Destination Databricks: Implement refreshes by edgao · Pull Request #40692 · airbytehq/airbyte (original) (raw)
closes https://github.com/airbytehq/airbyte-internal-issues/issues/8534. closes https://github.com/airbytehq/airbyte-internal-issues/issues/8835. closes https://github.com/airbytehq/airbyte-internal-issues/issues/8857#issuecomment-2259169235. Structurally identical to all the other refreshes PRs (e.g. #38713).

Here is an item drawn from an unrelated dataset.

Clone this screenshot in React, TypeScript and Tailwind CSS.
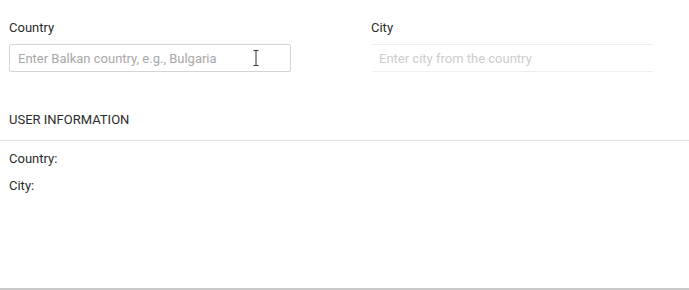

❗ this PR also unpins the current version, i.e. we will release the connector publicly here.
As a refresher:
- pass the raw table suffix around to the relevant places
- DestinationHandler needs to fetch an InitialStatus for the temp raw table in addition to the real raw table
- I did some minor code clarification in this file
- StorageOperation needs to implement some new methods
- See the new integration test class for how we verify those new methods
- some code shuffling in the StreamOperation to enable that integration test
- some new expectedrecords.jsonl files (CDK bump pulled in some new test cases)
- fixes a bug in
check
(wasn't deleting the test table). Added a test case for this.- (this only really matters for us - we had an older test table without generation_id, which caused check to fail. Real users wouldn't run into this... but it feels like best practice to clean up ourselves)
- fixes a bug in StreamOperation, where we would write an empty file, which then caused an error in the COPY command
I'll do a prerelease image + set up a sync in the perf test workspace, but in the meantime, this should be ready for review.